Stop Guessing or Choosings Which Face to Swap — Automatic Face Replacement That Picks the Right Person

A few weeks ago, a video editor reached out to us with a familiar frustration:

“I have a 5-minute interview with three people on screen. I only want to swap the main speaker’s face—but every tool I’ve tried either picks the wrong person or forces me to manually tag frames for swapping. Is there any way that the system automatically pick the right person if I provide only one source image, even though the target video has multiple faces.”

If you’ve ever worked with multi-person footage—weddings, panels, news clips, or even family videos—you know this pain. Most face-swapping tools assume there’s just one “obvious” face to replace. But real life isn’t that simple.

Yes, manny face swapping tools usually provide multiple-face swaping. User need to select the right target face.

At Verging AI, we built our Faceswap tool differently.
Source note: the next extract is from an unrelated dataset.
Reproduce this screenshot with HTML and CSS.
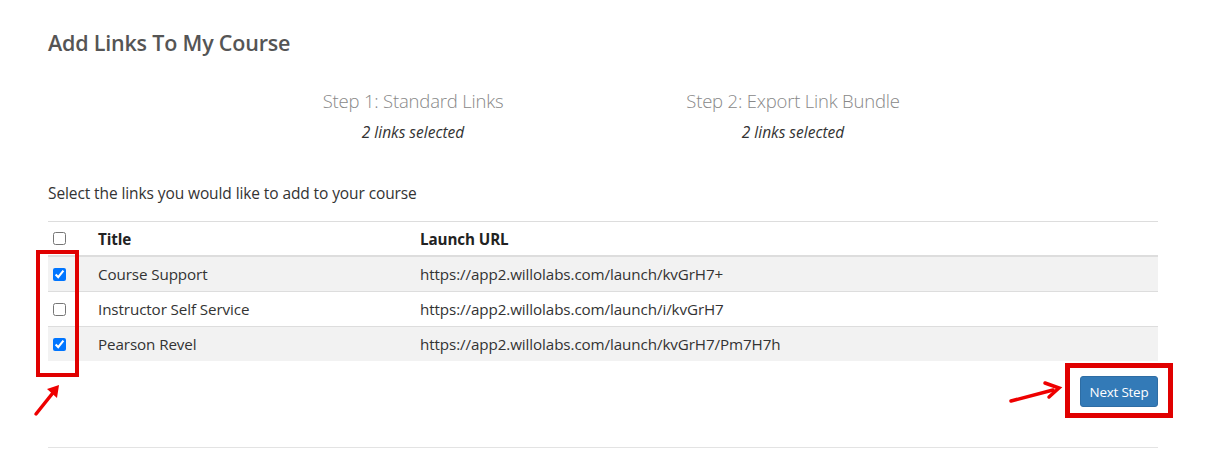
FILE: index.html
```html
<!DOCTYPE html>
<html>
<head>
<meta charset="utf-8">
<link rel="stylesheet" href="styles.css">
</head>
<body>
<div class="page">
  <h1 class="title">Add Links To My Course</h1>
  <div class="steps">
    <div class="step">
      <div class="step-name">Step 1: Standard Links</div>
      <div class="step-count">2 links selected</div>
    </div>
    <div class="step">
      <div class="step-name">Step 2: Export Link Bundle</div>
      <div class="step-count">2 links selected</div>
    </div>
  </div>
  <p class="intro">Select the links you would like to add to your course</p>
  <table class="links">
    <thead>
      <tr>
        <th class="c-check"><input type="checkbox"></th>
        <th class="c-title">Title</th>
        <th>Launch URL</th>
      </tr>
    </thead>
    <tbody>
      <tr class="odd">
        <td class="c-check"><input type="checkbox" checked></td>
        <td class="c-title">Course Support</td>
        <td>https://app2.willolabs.com/launch/kvGrH7+</td>
      </tr>
      <tr>
        <td class="c-check"><input type="checkbox"></td>
        <td class="c-title">Instructor Self Service</td>
        <td>https://app2.willolabs.com/launch/i/kvGrH7</td>
      </tr>
      <tr class="odd">
        <td class="c-check"><input type="checkbox" checked></td>
        <td class="c-title">Pearson Revel</td>
        <td>https://app2.willolabs.com/launch/kvGrH7/Pm7H7h</td>
      </tr>
    </tbody>
  </table>
  <div class="actions">
    <button class="btn">Next Step</button>
  </div>
  <hr class="rule">
</div>

<div class="mark mark-left"></div>
<div class="mark mark-right"></div>
<svg class="arrow arrow-left" width="40" height="40" viewBox="0 0 40 40">
  <path d="M4 37 L24 12" stroke="#e00" stroke-width="3.5" stroke-linecap="round" fill="none"/>
  <path d="M15 12 L27 8 L25 21 Z" fill="#e00"/>
</svg>
<svg class="arrow arrow-right" width="60" height="30" viewBox="0 0 60 30">
  <path d="M4 23 L46 12" stroke="#e00" stroke-width="3.5" stroke-linecap="round" fill="none"/>
  <path d="M38 5 L52 10 L42 19" stroke="#e00" stroke-width="3.5" stroke-linecap="round" stroke-linejoin="miter" fill="none"/>
</svg>
</body>
</html>
```

FILE: styles.css
```css
html, body {
  margin: 0;
  padding: 0;
  background: #fff;
}
body {
  font-family: "Open Sans", "Noto Sans", sans-serif;
  color: #333;
  position: relative;
  width: 1220px;
  height: 463px;
  overflow: hidden;
}
.page {
  padding: 0 62px 0 48px;
}
.title {
  margin: 0;
  padding-top: 28px;
  font-size: 21.5px;
  line-height: 30px;
  font-weight: 600;
  color: #555;
  letter-spacing: -0.2px;
}
.steps {
  display: flex;
  justify-content: center;
  margin-top: 30px;
}
.step {
  width: 380px;
  text-align: center;
}
.step-name {
  font-size: 18.5px;
  line-height: 26px;
  font-weight: 300;
  color: #888;
  letter-spacing: -0.2px;
}
.step-count {
  margin-top: 7px;
  font-size: 15.5px;
  line-height: 22px;
  font-style: italic;
  color: #333;
}
.intro {
  margin: 39px 0 0;
  font-size: 15.5px;
  line-height: 22px;
  color: #333;
  letter-spacing: -0.1px;
}
.links {
  width: 100%;
  margin-top: 17px;
  border-collapse: collapse;
  font-size: 15.2px;
  color: #333;
}
.links th,
.links td {
  padding: 0 8px 0 0;
  text-align: left;
  height: 34px;
  border-top: 1px solid #ddd;
  vertical-align: middle;
  letter-spacing: -0.1px;
}
.links th {
  height: 33px;
  font-weight: 700;
  color: #222;
  border-bottom: 2px solid #ddd;
  border-top: 1px solid #ddd;
}
.links tr.odd td {
  background: #f2f2f2;
}
.c-check {
  width: 38px;
  padding-left: 4px !important;
}
.c-check input {
  margin: 4px 0 0 1px;
  width: 13px;
  height: 13px;
}
.links td.c-title,
.links th.c-title {
  width: 314px;
}
.actions {
  display: flex;
  justify-content: flex-end;
  margin-top: 15px;
}
.btn {
  font-family: "Open Sans", "Noto Sans", sans-serif;
  background: #337ab7;
  color: #fff;
  border: 1px solid #2e6da4;
  border-radius: 3px;
  font-size: 13.4px;
  width: 78px;
  height: 31px;
  padding: 0;
  letter-spacing: -0.2px;
}
.rule {
  margin: 40px 0 0;
  border: 0;
  border-top: 1px solid #e3e3e3;
}
.mark {
  position: absolute;
  border-style: solid;
  border-color: #e00000;
  box-sizing: border-box;
}
.mark-left {
  left: 36px;
  top: 250px;
  width: 43px;
  height: 127px;
  border-width: 4px;
}
.mark-right {
  left: 1065px;
  top: 363px;
  width: 108px;
  height: 55px;
  border-width: 5px;
}
.arrow {
  position: absolute;
}
.arrow-left {
  left: 32px;
  top: 377px;
}
.arrow-right {
  left: 1007px;
  top: 378px;
}
```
Instead of leaving you to guess or click through hundreds of frames, we developed an intelligent selection system that watches your video like a human would—and picks the best target face automatically.
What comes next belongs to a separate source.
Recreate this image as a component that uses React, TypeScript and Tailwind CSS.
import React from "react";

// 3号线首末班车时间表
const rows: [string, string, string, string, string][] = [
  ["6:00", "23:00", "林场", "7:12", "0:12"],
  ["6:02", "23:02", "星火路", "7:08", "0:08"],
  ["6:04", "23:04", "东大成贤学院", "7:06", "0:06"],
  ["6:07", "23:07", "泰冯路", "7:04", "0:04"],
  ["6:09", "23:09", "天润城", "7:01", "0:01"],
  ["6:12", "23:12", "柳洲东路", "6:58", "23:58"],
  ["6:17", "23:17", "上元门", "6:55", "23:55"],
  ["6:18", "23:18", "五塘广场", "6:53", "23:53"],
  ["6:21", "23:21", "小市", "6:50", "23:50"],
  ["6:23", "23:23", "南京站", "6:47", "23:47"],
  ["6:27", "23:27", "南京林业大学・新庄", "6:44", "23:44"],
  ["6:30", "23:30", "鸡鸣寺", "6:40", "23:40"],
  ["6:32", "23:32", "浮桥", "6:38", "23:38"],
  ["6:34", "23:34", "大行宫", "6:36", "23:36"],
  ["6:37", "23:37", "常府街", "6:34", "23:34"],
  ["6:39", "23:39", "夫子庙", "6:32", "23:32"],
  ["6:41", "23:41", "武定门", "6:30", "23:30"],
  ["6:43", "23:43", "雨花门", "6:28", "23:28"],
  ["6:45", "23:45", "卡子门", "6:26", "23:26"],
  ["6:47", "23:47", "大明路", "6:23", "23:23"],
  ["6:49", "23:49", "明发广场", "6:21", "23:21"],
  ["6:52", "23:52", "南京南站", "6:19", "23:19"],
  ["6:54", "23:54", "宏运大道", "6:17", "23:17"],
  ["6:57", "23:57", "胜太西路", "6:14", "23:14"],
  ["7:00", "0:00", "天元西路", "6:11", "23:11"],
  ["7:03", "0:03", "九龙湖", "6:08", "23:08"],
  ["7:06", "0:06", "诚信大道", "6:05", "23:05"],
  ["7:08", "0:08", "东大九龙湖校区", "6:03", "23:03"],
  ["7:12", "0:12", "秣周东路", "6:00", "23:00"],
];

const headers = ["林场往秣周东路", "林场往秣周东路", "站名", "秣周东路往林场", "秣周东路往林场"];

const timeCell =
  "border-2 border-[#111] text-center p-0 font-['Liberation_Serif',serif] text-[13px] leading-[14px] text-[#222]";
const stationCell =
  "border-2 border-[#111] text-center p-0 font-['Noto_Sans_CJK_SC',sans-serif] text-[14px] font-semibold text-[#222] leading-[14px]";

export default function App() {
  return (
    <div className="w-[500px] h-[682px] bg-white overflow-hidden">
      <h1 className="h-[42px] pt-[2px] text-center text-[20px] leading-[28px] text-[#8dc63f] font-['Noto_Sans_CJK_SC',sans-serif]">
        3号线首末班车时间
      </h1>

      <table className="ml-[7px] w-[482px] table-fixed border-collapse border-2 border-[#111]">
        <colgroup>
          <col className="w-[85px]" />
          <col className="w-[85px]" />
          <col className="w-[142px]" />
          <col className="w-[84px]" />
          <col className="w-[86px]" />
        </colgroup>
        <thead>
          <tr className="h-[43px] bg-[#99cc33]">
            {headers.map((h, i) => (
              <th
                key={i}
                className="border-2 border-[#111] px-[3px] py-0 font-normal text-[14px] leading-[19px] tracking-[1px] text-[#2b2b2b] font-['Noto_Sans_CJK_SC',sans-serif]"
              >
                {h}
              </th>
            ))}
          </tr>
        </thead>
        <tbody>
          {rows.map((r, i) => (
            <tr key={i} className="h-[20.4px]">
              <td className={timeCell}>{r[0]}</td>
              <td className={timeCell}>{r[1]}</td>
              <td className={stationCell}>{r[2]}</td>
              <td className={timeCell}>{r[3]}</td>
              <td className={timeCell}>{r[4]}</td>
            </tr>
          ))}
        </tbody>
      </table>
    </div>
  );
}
Here’s how it actually works in practice (no marketing fluff, just what matters):

Why “Biggest Face” Isn’t Enough

Early on, we tested the obvious approach: pick the largest or most centered face. It worked fine… until it didn’t.

In a wedding video, the bride was often slightly blurred while a bridesmaid in sharp focus got swapped instead.
In a tech panel, the camera kept cutting between speakers—but the tool latched onto the first face it saw and ignored the rest.
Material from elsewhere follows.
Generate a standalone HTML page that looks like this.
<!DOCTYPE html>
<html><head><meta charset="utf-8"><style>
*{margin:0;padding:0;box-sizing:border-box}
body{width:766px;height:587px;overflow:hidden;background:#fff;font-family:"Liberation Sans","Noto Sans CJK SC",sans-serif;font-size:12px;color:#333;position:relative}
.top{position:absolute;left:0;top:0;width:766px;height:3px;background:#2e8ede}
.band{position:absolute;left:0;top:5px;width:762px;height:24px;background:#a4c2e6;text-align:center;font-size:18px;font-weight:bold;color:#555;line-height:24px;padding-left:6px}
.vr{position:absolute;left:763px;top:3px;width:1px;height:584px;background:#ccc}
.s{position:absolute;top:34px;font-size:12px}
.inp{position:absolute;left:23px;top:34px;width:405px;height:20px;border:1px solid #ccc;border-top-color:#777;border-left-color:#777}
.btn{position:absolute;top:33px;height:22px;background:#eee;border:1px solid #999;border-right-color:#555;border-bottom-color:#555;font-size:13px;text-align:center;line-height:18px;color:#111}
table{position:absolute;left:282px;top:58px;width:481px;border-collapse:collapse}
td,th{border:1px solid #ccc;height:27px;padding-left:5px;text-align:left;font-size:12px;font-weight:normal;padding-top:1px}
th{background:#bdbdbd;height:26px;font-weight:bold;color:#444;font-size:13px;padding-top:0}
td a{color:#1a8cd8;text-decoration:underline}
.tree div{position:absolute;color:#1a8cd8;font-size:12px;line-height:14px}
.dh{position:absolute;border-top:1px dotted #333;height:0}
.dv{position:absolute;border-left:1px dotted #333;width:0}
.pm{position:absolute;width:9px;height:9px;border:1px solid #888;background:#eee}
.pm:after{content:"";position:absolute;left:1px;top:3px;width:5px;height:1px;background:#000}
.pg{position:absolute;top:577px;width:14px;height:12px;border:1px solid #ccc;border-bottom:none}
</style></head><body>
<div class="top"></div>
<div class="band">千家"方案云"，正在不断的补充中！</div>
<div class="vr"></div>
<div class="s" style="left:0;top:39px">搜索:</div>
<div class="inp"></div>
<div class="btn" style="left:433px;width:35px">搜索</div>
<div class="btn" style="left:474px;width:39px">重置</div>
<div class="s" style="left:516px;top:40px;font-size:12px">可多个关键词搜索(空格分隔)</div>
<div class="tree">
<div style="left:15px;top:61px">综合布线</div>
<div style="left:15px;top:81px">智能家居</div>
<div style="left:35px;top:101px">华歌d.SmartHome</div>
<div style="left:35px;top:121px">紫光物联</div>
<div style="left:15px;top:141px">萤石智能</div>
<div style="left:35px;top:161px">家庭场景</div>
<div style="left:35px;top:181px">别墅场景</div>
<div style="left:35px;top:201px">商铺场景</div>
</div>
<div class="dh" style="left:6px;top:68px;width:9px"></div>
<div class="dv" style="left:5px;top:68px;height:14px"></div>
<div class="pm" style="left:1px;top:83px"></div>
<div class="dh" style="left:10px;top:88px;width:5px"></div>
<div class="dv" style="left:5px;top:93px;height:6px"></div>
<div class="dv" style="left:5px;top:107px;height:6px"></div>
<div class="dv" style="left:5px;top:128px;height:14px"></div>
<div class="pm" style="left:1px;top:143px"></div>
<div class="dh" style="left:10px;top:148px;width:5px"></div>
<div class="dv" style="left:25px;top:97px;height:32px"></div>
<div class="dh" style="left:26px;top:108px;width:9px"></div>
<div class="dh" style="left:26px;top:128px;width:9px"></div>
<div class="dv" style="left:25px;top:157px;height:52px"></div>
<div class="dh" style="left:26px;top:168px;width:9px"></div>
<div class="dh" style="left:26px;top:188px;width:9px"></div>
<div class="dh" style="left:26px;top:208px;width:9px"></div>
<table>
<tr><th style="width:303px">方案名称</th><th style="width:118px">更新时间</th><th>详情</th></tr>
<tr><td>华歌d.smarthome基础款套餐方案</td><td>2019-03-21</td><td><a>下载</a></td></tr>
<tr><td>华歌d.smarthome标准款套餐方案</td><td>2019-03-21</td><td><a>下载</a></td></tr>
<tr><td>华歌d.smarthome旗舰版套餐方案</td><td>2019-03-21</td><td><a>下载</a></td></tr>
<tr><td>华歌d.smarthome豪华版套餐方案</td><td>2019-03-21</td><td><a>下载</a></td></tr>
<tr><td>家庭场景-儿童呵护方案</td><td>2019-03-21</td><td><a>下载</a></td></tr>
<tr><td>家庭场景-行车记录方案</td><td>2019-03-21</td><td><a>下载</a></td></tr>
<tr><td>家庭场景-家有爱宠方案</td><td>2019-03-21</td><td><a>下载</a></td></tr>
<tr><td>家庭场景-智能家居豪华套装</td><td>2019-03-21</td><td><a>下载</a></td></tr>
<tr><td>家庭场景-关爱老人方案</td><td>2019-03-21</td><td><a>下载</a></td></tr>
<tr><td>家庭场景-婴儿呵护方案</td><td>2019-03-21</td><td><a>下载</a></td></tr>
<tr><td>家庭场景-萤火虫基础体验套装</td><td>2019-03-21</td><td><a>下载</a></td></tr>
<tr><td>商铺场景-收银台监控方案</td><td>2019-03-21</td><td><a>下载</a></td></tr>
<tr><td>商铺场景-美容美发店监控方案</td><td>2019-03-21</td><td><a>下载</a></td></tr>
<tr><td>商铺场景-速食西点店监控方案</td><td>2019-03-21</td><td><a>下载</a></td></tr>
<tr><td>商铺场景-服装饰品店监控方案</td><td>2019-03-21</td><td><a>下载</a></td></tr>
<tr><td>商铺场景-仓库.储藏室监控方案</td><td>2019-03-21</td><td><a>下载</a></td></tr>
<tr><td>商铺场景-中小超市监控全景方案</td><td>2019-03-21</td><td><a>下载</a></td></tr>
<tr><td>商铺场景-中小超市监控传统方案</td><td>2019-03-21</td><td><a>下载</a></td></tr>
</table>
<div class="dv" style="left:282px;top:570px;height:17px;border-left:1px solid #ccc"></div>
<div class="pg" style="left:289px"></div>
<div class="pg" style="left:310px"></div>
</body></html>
We realized: importance isn’t about size—it’s about presence.

So we shifted focus from single-frame analysis to temporal consistency: who appears most? Who stays clear across scenes? Who feels like the “main character”?

How Our Auto-Selection Actually Works

We don’t rely on one signal. Instead, we combine several real-world cues—many learned from user feedback during our beta—to score every detected face:

Frequency over time: A small but consistently present face (like a news anchor) scores higher than a large but fleeting background person.
Visual quality: We check for sharpness, proper lighting, and stable pose. Blurry or heavily angled faces get deprioritized—even if they’re big.
Position & timing: Faces near the center during the middle third of the video tend to be more relevant (intros/outros often show logos or crowd shots).
Gender alignment: Since facial bone structure differs significantly by gender, we strongly prefer matching the source face’s gender. If no match exists, we fall back—but warn the user, because realism often suffers.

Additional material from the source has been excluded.